> **What the task requires**:
Nothing after the line with "number; y: number;" belongs in the copy; extract the lines below from the top through that line, pictures left out.

*** Data provided

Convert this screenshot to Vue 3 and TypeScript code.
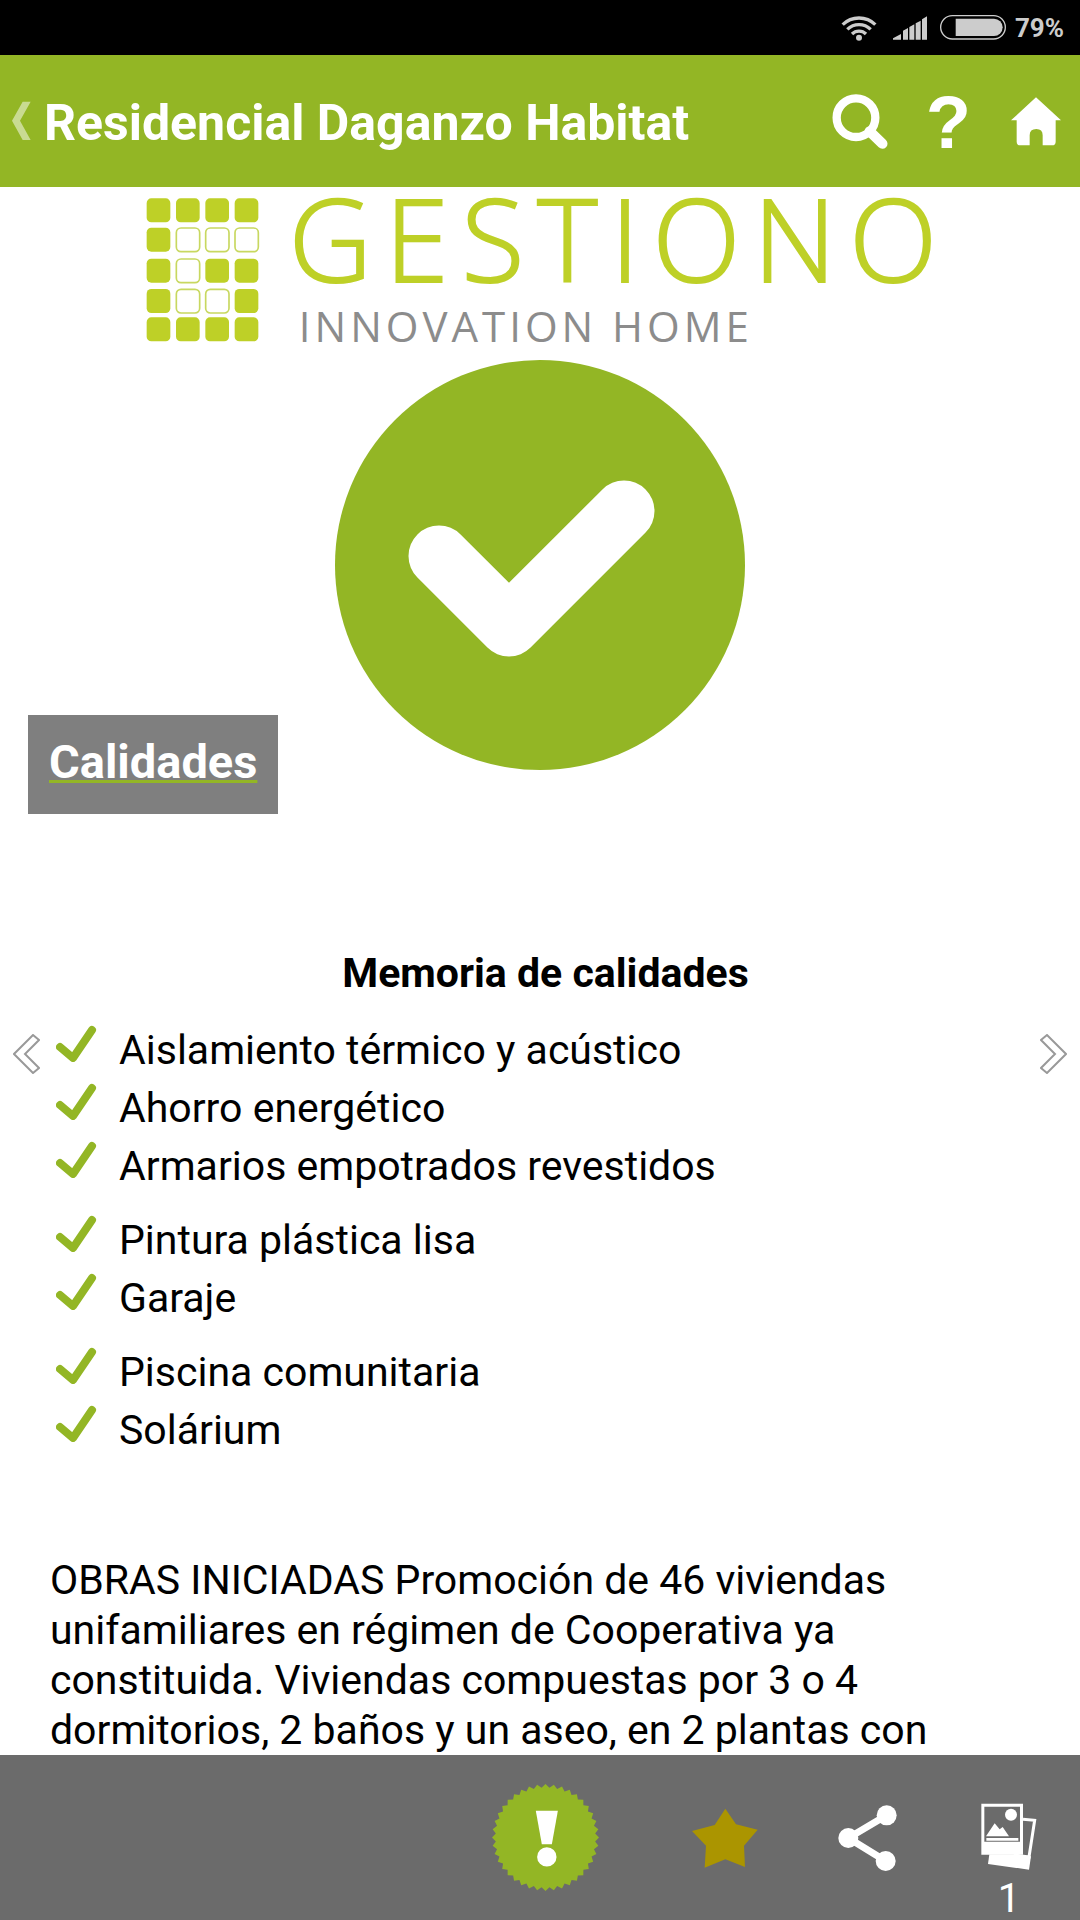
<script setup lang="ts">
interface Cell { x: number; y: number; filled: boolean }

const gridRows: string[] = ['1111', '1000', '1011', '1001', '1111']
const rowTops: number[] = [54, 142, 235, 326, 411]
const cells: Cell[] = gridRows.flatMap((row, r) =>
  row.split('').map((c, i) => ({ x: 52 + i * 88, y: rowTops[r], filled: c === '1' })),
)

const groups: string[][] = [
  ['Aislamiento térmico y acústico', 'Ahorro energético', 'Armarios empotrados revestidos'],
  ['Pintura plástica lisa', 'Garaje'],
  ['Piscina comunitaria', 'Solárium'],
]

const teeth = 40
const sealPoints: string = Array.from({ length: teeth * 2 }, (_, i) => {
  const radius = i % 2 === 0 ? 160 : 149
  const angle = (Math.PI * i) / teeth
  return `${(160 + radius * Math.sin(angle)).toFixed(1)},${(160 - radius * Math.cos(angle)).toFixed(1)}`
}).join(' ')
</script>

<template>
  <div class="app">
    <div class="status">
      <svg class="wifi" width="36" height="26" viewBox="124 42 108 78" aria-hidden="true">
        <circle cx="178" cy="110" r="9" />
        <g fill="none" stroke-width="10">
          <path d="M157 99a30 30 0 0 1 42 0" />
          <path d="M143 85a50 50 0 0 1 70 0" />
          <path d="M129 71a70 70 0 0 1 98 0" />
        </g>
      </svg>
      <svg class="signal" width="34" height="24" viewBox="279 48 102 72" aria-hidden="true">
        <path d="M279 119v-4l24-13v17zM309 119V92l15-8v35zM328 119V81l15-8v46zM347 119V70l15-8v57zM366 119V58l15-9v70z" />
      </svg>
      <svg class="battery" width="66" height="25" viewBox="421 45 198 75" aria-hidden="true">
        <rect x="423" y="47" width="194" height="70" rx="35" fill="none" stroke-width="4" />
        <path d="M468 56H583a26 26 0 0 1 0 52H468z" />
      </svg>
      <span class="percent">79%</span>
    </div>

    <header class="bar">
      <button class="back" aria-label="Volver">
        <svg width="20" height="40" viewBox="36 184 60 120"><path d="M68 186H92L60 243L92 301H68L36 243Z" fill="#c9db92" /></svg>
      </button>
      <h1>Residencial Daganzo Habitat</h1>
      <button class="tool" aria-label="Buscar">
        <svg width="56" height="55" viewBox="95 281 168 165">
          <circle cx="167" cy="352" r="58" fill="none" stroke="#fff" stroke-width="25" />
          <path d="M208 393L246 430" stroke="#fff" stroke-width="31" stroke-linecap="round" />
        </svg>
      </button>
      <button class="tool help" aria-label="Ayuda">?</button>
      <button class="tool" aria-label="Inicio">
        <svg width="50" height="49" viewBox="633 290 150 147">
          <path d="M708 291L783 360H767V424Q767 435 756 435H728V405Q728 386 709 386Q689 386 689 405V435H661Q650 435 650 424V360H633Z" fill="#fff" />
        </svg>
      </button>
    </header>

    <div class="stage">
      <main>
        <div class="logo">
          <svg width="114" height="144" viewBox="50 53 342 432" aria-hidden="true">
            <template v-for="cell in cells" :key="`${cell.x}-${cell.y}`">
              <rect v-if="cell.filled" :x="cell.x" :y="cell.y" width="71" height="72" rx="14" fill="#bed027" />
              <rect v-else :x="cell.x + 1" :y="cell.y + 1" width="70" height="71" rx="14" fill="#fff" stroke="#c8d860" stroke-width="5" />
            </template>
          </svg>
          <div class="words">
            <div class="brand">GESTIONO</div>
            <div class="tagline">INNOVATION HOME</div>
          </div>
        </div>

        <div class="hero">
          <a class="label" href="#calidades">Calidades</a>
          <svg class="seal" width="410" height="410" viewBox="0 0 410 410" aria-hidden="true">
            <circle cx="205" cy="205" r="205" fill="#93b625" />
            <path d="M104 196L174 266L289 151" fill="none" stroke="#fff" stroke-width="61" stroke-linecap="round" stroke-linejoin="round" />
          </svg>
        </div>

        <section id="calidades" class="text">
          <h2>Memoria de calidades</h2>
          <ul v-for="(group, g) in groups" :key="g">
            <li v-for="item in group" :key="item">
              <svg width="42" height="38" viewBox="0 0 42 38" aria-hidden="true">
                <path d="M4 23L17 34L36 6" fill="none" stroke="#93b625" stroke-width="8" stroke-linecap="round" stroke-linejoin="round" />
              </svg>
              <span>{{ item }}</span>
            </li>
          </ul>
          <p>
            OBRAS INICIADAS Promoción de 46 viviendas unifamiliares en régimen de Cooperativa ya
            constituida. Viviendas compuestas por 3 o 4 dormitorios, 2 baños y un aseo, en 2 plantas con
          </p>
        </section>
      </main>

      <button class="arrow prev" aria-label="Anterior">
        <svg width="27" height="40" viewBox="0 0 27 40"><path d="M20 1L26 6L12 20L26 34L20 39L1 20Z" /></svg>
      </button>
      <button class="arrow next" aria-label="Siguiente">
        <svg width="27" height="40" viewBox="0 0 27 40"><path d="M7 1L1 6L15 20L1 34L7 39L26 20Z" /></svg>
      </button>

      <footer>
        <button class="action alert" aria-label="Aviso">
          <svg width="107" height="107" viewBox="0 0 320 320">
            <polygon :points="sealPoints" fill="#93b625" />
            <path d="M131 80H197L179 180H149Z" fill="#fff" />
            <circle cx="164" cy="218" r="29" fill="#fff" />
          </svg>
        </button>
        <button class="action" aria-label="Favorito">
          <svg width="66" height="60" viewBox="696 203 198 180">
            <path d="M796 205L828 252L893 268L852 316L855 380L796 357L734 382L738 316L696 272L764 254Z" fill="#ab9500" />
          </svg>
        </button>
        <button class="action" aria-label="Compartir">
          <svg width="59" height="66" viewBox="173 193 177 198">
            <path d="M319 224L204 292L316 361" fill="none" stroke="#fff" stroke-width="21" />
            <g fill="#fff"><circle cx="319" cy="224" r="30" /><circle cx="204" cy="292" r="30" /><circle cx="316" cy="361" r="30" /></g>
          </svg>
        </button>
        <button class="action gallery" aria-label="Imágenes: 1">
          <svg width="56" height="67" viewBox="602 190 168 201">
            <path d="M728 239L763 242L746 352L700 346" fill="none" stroke="#fff" stroke-width="9" />
            <path d="M627 344H700L752 350L746 390L623 373Z" fill="#fff" />
            <path d="M603 192H728V345H603Z" fill="#fff" />
            <path d="M612 201H719V306H612Z" fill="#6b6b6b" />
            <circle cx="692" cy="225" r="18" fill="#fff" />
            <path d="M617 290L643 251L658 269L667 262L686 290Z" fill="#fff" />
            <path d="M618 299H714" stroke="#fff" stroke-width="8" />
          </svg>
          <span>1</span>
        </button>
      </footer>
    </div>
  </div>
</template>

<style>
body {
  margin: 0;
  background: #fff;
}
</style>

<style scoped>
.app {
  display: flex;
  flex-direction: column;
  min-height: 100vh;
  font-family: Roboto, "Liberation Sans", sans-serif;
  color: #000;
}
button {
  display: flex;
  align-items: center;
  justify-content: center;
  margin: 0;
  padding: 0;
  border: 0;
  background: none;
  color: #fff;
  font-family: inherit;
}
svg {
  display: block;
  flex: none;
}
.status {
  display: flex;
  flex: none;
  align-items: center;
  justify-content: flex-end;
  height: 55px;
  padding-right: 16px;
  background: #000;
  color: #ccc;
  fill: #ccc;
}
.status svg {
  stroke: none;
}
.wifi g,
.battery rect {
  stroke: #ccc;
}
.signal {
  margin-left: 16px;
}
.battery {
  margin: 0 9px 0 13px;
}
.percent {
  font-size: 26px;
  font-weight: 700;
  line-height: 32px;
}
.bar {
  display: flex;
  flex: none;
  align-items: center;
  height: 132px;
  padding: 0 19px 0 12px;
  background: #93b625;
}
h1 {
  flex: 1;
  margin: 0 0 0 12px;
  padding-top: 4px;
  color: #fff;
  font-size: 50px;
  font-weight: 700;
  line-height: 60px;
  white-space: nowrap;
}
.tool {
  margin-left: 40px;
}
.help {
  margin-left: 38px;
  padding-top: 4px;
  font-family: "Liberation Sans", Arial, sans-serif;
  font-size: 74px;
  font-weight: 700;
  line-height: 80px;
}
.stage {
  position: relative;
  display: flex;
  flex: 1;
  flex-direction: column;
}
main {
  flex: 1;
}
.logo {
  display: flex;
  justify-content: center;
  gap: 29px;
  padding-left: 16px;
}
.logo svg {
  margin-top: 11px;
}
.words {
  font-family: "Open Sans", "Noto Sans", sans-serif;
  white-space: nowrap;
}
.brand {
  margin-bottom: 15px;
  color: #bed027;
  font-size: 115px;
  font-weight: 300;
  line-height: 102px;
  letter-spacing: 13px;
  -webkit-text-stroke: 2px #bed027;
}
.tagline {
  margin-left: 10px;
  color: #8c8c8c;
  font-size: 42px;
  font-weight: 400;
  line-height: 44px;
  letter-spacing: 4px;
}
.hero {
  display: grid;
  grid-template-columns: 1fr auto 1fr;
  align-items: start;
  padding-top: 12px;
}
.hero .label {
  align-self: end;
  justify-self: start;
  margin-left: 28px;
  margin-top: 355px;
  padding: 17px 21px 22px;
  background: #7f7f7f;
  color: #fff;
  font-size: 47px;
  font-weight: 700;
  line-height: 60px;
  text-decoration: underline;
  text-decoration-color: #93b625;
  text-decoration-thickness: 3px;
}
.text {
  padding: 0 39px 0 50px;
  font-size: 41px;
}
h2 {
  margin: 134px 0 21px;
  font-size: 41px;
  font-weight: 700;
  line-height: 50px;
  text-align: center;
}
ul {
  margin: 0 0 16px;
  padding: 0;
  list-style: none;
}
li {
  display: flex;
  height: 58px;
  padding-left: 6px;
}
li svg {
  margin-top: 5px;
}
li span {
  margin-left: 21px;
  line-height: 62px;
}
p {
  margin: 98px 0 0;
  line-height: 50px;
}
.arrow {
  position: absolute;
  top: 50%;
  transform: translateY(-50%);
}
.arrow path {
  fill: #fff;
  stroke: #999;
  stroke-width: 2;
}
.prev {
  left: 13px;
}
.next {
  right: 13px;
}
footer {
  display: flex;
  flex: none;
  justify-content: flex-end;
  height: 165px;
  background: #6b6b6b;
}
.action {
  width: 142px;
}
.alert {
  margin-right: 38px;
}
.gallery {
  flex-direction: column;
  justify-content: flex-end;
  gap: 8px;
}
.gallery span {
  font-size: 40px;
  line-height: 42px;
}
</style>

******

> **Answer to this problem**:
Convert this screenshot to Vue 3 and TypeScript code.
<script setup lang="ts">
interface Cell { x: number; y: number; filled: boolean }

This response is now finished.